Sunday, September 25, 2005

National Book Festival

Joined the vast crowds of people on the Mall in Washington D.C. yesterday. I had to go see and hear from other writers at the National Book Festival. For a companion, I had only a stalwart 16 year old boy. We first joined the crowds on that amazing conveyance that barrels along underground - the Metro. Just us and a couple thousand war protesters. I have to admire these people for the wit they displayed on their signs and t-shirts. I was particularly fond of "better sentences, not war" and "apathy - a conflict of disinterest."

My companion and I soon found seats under a large white tent listening to a young writer, Jonathan Safran Foer. I have been meaning to read his first book - "Everything is Illuminated" - will have to see if I can scare up a copy at the library.

He was followed by a still handsome though somewhat grayer than the last time I saw him - John Irving. I am well acquainted with John's life having attended the same schools. I have vivid memories of his reading to us from "the Hotel New Hampshire" - the chapter titled "sorrow floats." This man writes the last sentence of his books first, then spends month deciding how to get to the last sentence before ever writing the first sentence. Which means when finally does begin to write, he attends to his word choices quite carefully: a fact I much appreciate.

After consuming the world's largest hotdog, we next settled in to hear the wonderfully accented tones of Neil Gaiman. Another man I should read more of. He was followed by that satorially splendid, Tom Wolfe. Who gave us his version of best American fiction from Crane's "Maggie, Girl of the Streets" to "Grapes of Wrath." From his lovely vanilla ice cream white suit to his slightly long, slightly thinning hair he looks every inch the writer who is strained by contact with ordinary people. By that I mean people who are less well-dressed. Highly entertaining.

Our last writer - the one the 16 year old had come to hear - is man after all our souls here - George RR Martin. To those of you who haven't read his Song of Fire and Ice series - starting with "A Game of Thrones" - what's wrong with you? There is enough conflict and intrigue to satisfy every castle dweller. And his 4th book in this series comes out in November - a wonderfully dismal time to curl up with a cup a tea and nice long story.

After hearing Mr. Martin, we took us ourselves to the back of a very long line to meet him and get a book signed. While doing this (which took 2 hours), said 16 year old and I bided our time by calling his sister at university and teasing her because she wanted to be here. Ah, well-placed cruelty can be so much fun!
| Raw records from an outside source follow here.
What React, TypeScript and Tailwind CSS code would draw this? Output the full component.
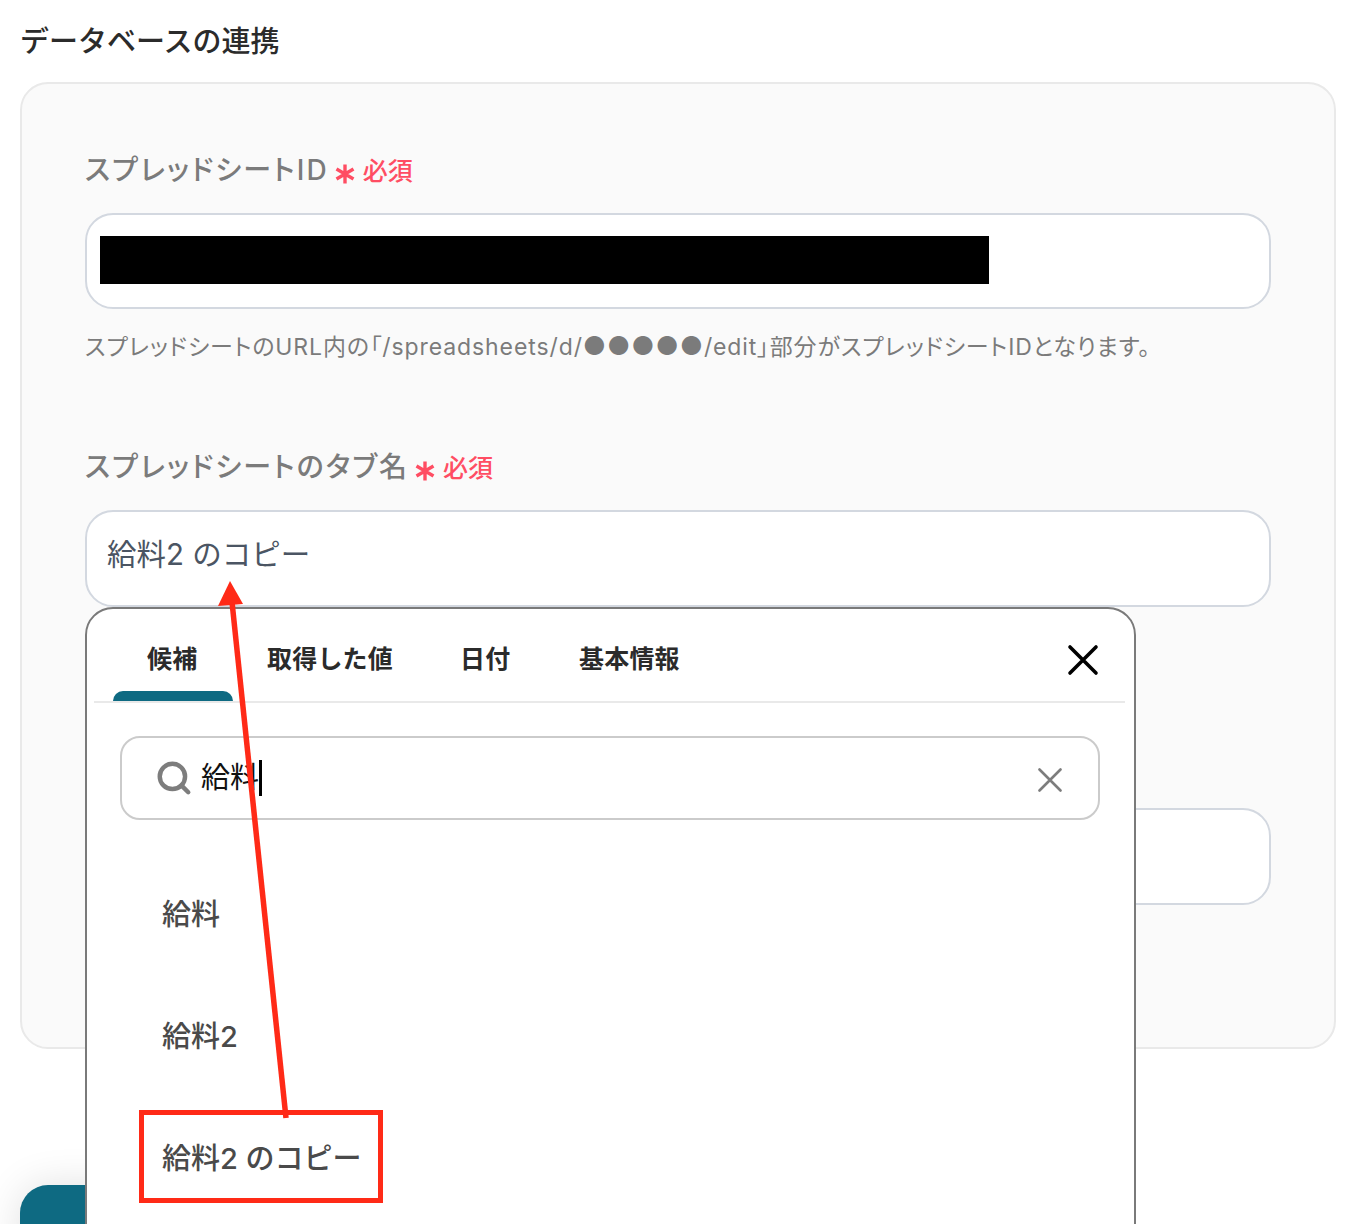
import { Search } from 'lucide-react';

const font = { fontFamily: 'Inter, "Noto Sans CJK JP", sans-serif' };

function Required() {
  return (
    <span className="flex items-center ml-[6px] text-[#ff4d63] font-medium tracking-normal">
      <svg className="mt-[8px]" width="20" height="20" viewBox="0 0 20 20" fill="none" stroke="#ff4d63" strokeWidth="3.4">
        <path d="M10 0.5 V19.5 M1.5 5 L18.5 15 M18.5 5 L1.5 15" />
      </svg>
      <span className="text-[25px] ml-[8px] mt-[2px]">必須</span>
    </span>
  );
}

function Label({ children }: { children: string }) {
  return (
    <div className="flex items-center h-[40px] text-[28px] leading-none tracking-[2.1px] text-[#7b7b7b] font-medium [font-feature-settings:'palt']">
      <span>{children}</span>
      <Required />
    </div>
  );
}

const tabs = [
  { name: '候補', width: 'w-[120px]' },
  { name: '取得した値', width: 'w-[193px]' },
  { name: '日付', width: 'w-[119px]' },
  { name: '基本情報', width: 'w-[120px]' },
];

export default function App() {
  return (
    <div className="relative w-[1368px] h-[1224px] overflow-hidden bg-white" style={font}>
      <h1 className="pt-[22px] pl-[20px] h-[82px] text-[29px] leading-[40px] font-medium text-[#2b2b2b]">データベースの連携</h1>

      {/* Form card */}
      <div className="ml-[20px] w-[1316px] h-[967px] rounded-[28px] border-2 border-[#e9e9e9] bg-[#fafafa] pt-[66px] pl-[63px]">
        <Label>スプレッドシートID</Label>
        <div className="mt-[23px] w-[1186px] h-[96px] rounded-[28px] border-2 border-[#d3d8e0] bg-white flex items-center pl-[13px] pb-[2px]">
          <div className="w-[889px] h-[48px] bg-black" />
        </div>
        <p className="mt-[21px] h-[34px] text-[23px] leading-[34px] tracking-[0.9px] text-[#7b7b7b] whitespace-nowrap [font-feature-settings:'palt']">
          スプレッドシートのURL内の「/spreadsheets/d/<span className="text-[25.5px] leading-none">●●●●●</span>/edit」部分がスプレッドシートIDとなります。
        </p>

        <div className="mt-[83px]">
          <Label>スプレッドシートのタブ名</Label>
        </div>
        <div className="mt-[23px] w-[1186px] h-[97px] rounded-[28px] border-2 border-[#d3d8e0] bg-white flex items-center pl-[20px] pb-[8px] text-[29.5px] text-[#4b5563]">
          給料2 のコピー
        </div>

        <div className="mt-[201px] w-[1186px] h-[97px] rounded-[28px] border-2 border-[#d3d8e0] bg-white" />
      </div>

      {/* Next button, mostly covered by the popup */}
      <div className="mt-[136px] ml-[20px] w-[300px] h-[100px] rounded-[28px] bg-[#0e6a82] shadow-[0_0_40px_rgba(0,0,0,0.12)]" />

      {/* Suggestion popup */}
      <div className="absolute left-[85px] top-[607px] w-[1051px] h-[700px] rounded-[28px] border-2 border-[#7a7a7a] bg-white">
        <div className="relative ml-[7px] mr-[9px] h-[94px] border-b-2 border-[#e9e9e9] flex items-start pt-[30px] pl-[53px] text-[25px] leading-[40px] font-semibold text-[#2b2b2b] tracking-[0.2px]">
          {tabs.map(t => (
            <span key={t.name} className={t.width}>{t.name}</span>
          ))}
          <div className="absolute left-[19px] bottom-0 w-[120px] h-[10px] rounded-t-[10px] bg-[#0e6a82]" />
          <svg className="absolute left-[973px] top-[35px]" width="32" height="32" viewBox="0 0 32 32" fill="none" stroke="#000" strokeWidth="3.6" strokeLinecap="round">
            <path d="M3 3 L29 29 M29 3 L3 29" />
          </svg>
        </div>

        <div className="relative mt-[33px] ml-[33px] w-[980px] h-[84px] rounded-[20px] border-2 border-[#cbcbcb] flex items-center pl-[33px]">
          <Search className="w-[38px] h-[38px] text-[#7d7d7d]" strokeWidth={2.8} />
          <span className="ml-[8px] mb-[1px] text-[29px] leading-none text-[#111]">給料</span>
          <span className="w-[3px] h-[36px] bg-black" />
          <svg className="absolute right-[36px] top-[30px]" width="24" height="24" viewBox="0 0 24 24" fill="none" stroke="#7d7d7d" strokeWidth="2.6" strokeLinecap="round">
            <path d="M1.5 1.5 L22.5 22.5 M22.5 1.5 L1.5 22.5" />
          </svg>
        </div>

        <ul className="mt-[34px] pl-[75px] text-[29px] font-medium text-[#4a4a4a]">
          <li className="h-[122px] flex items-center">給料</li>
          <li className="h-[122px] flex items-center">給料2</li>
          <li className="h-[122px] flex items-center">給料2 のコピー</li>
        </ul>
      </div>

      {/* Annotation: red box and arrow */}
      <div className="absolute left-[139px] top-[1110px] w-[244px] h-[93px] border-[5px] border-[#ff2a17]" />
      <svg className="absolute left-0 top-0 pointer-events-none" width="1368" height="1224" viewBox="0 0 1368 1224" fill="none">
        <path d="M286 1118 L232 602" stroke="#ff2a17" strokeWidth="5.5" />
        <path d="M230 581 L218 606 L243 604 Z" fill="#ff2a17" />
      </svg>
    </div>
  );
}
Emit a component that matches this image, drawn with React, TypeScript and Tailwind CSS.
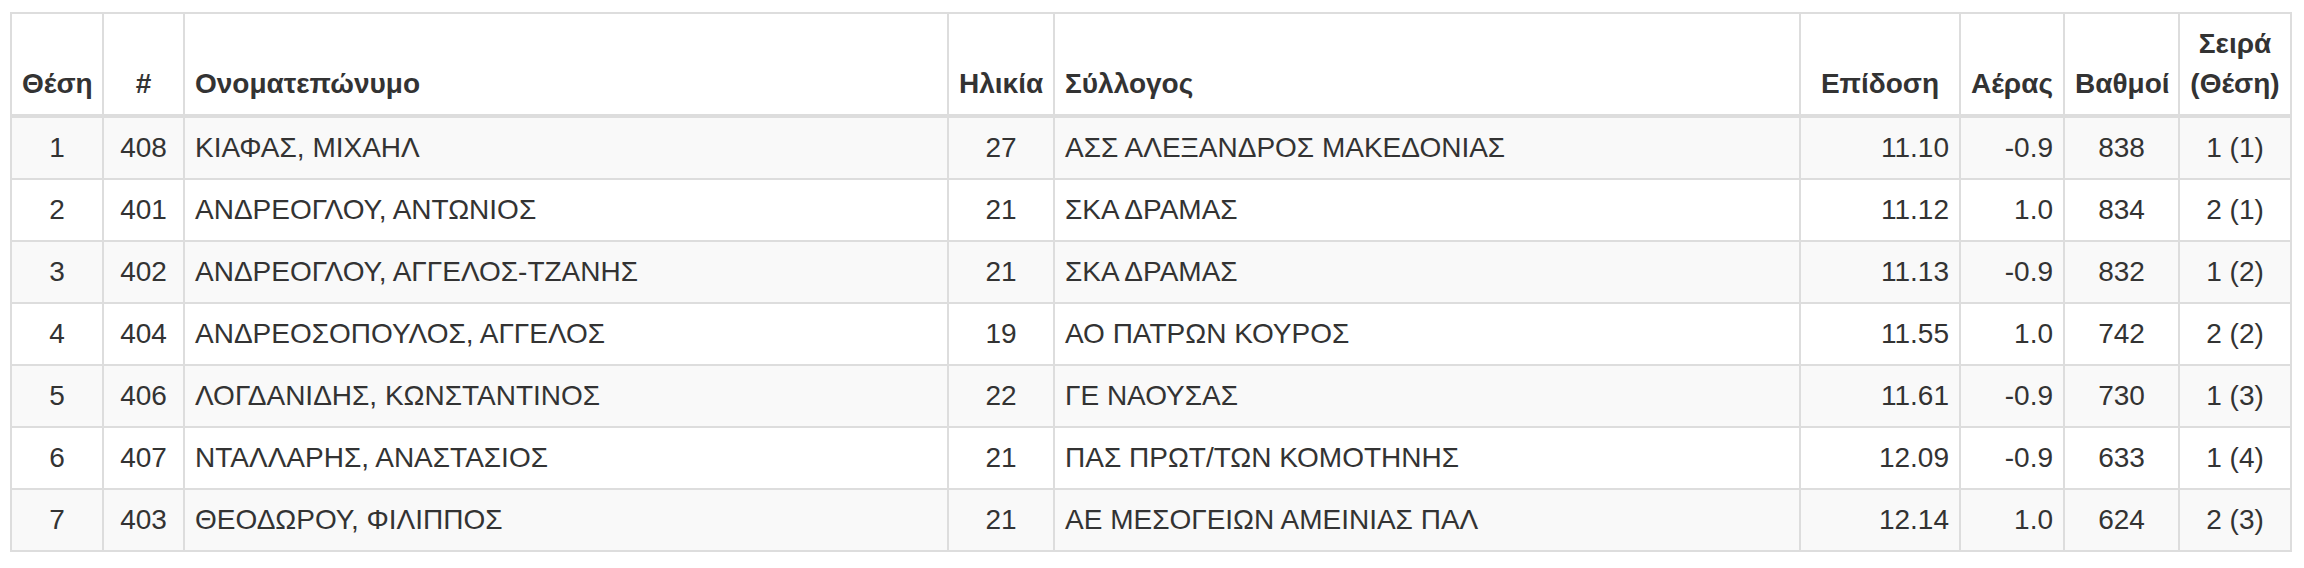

During the course of this entire day we were aware of the war protesters. The man we most admired went by shouting "make books, not bombs." At one point I found myself the only person with 70 feet of two middle-aged men of opposing views. My first instinct was rush between them and tell them to stop being idiots. Fortunately my second instinct stopped me. Their yelling finally attracted the attention of official people from the Book Festival who then encouraged them to part. There were sirens all day long and helicopters circling. We tried to go back to the Metro station but found a thousand other people had the same idea at the same time. Instead of waiting around, we walked a few blocks north to another station, which was a sea of humanity also, but not quite so bad. In between stations, we had to cross the protestors parading along Pennsylvania Avenue. Democracy in action. Lastly a bumper sticker in the Metro parking lot - "Frodo lost - Bush has the ring."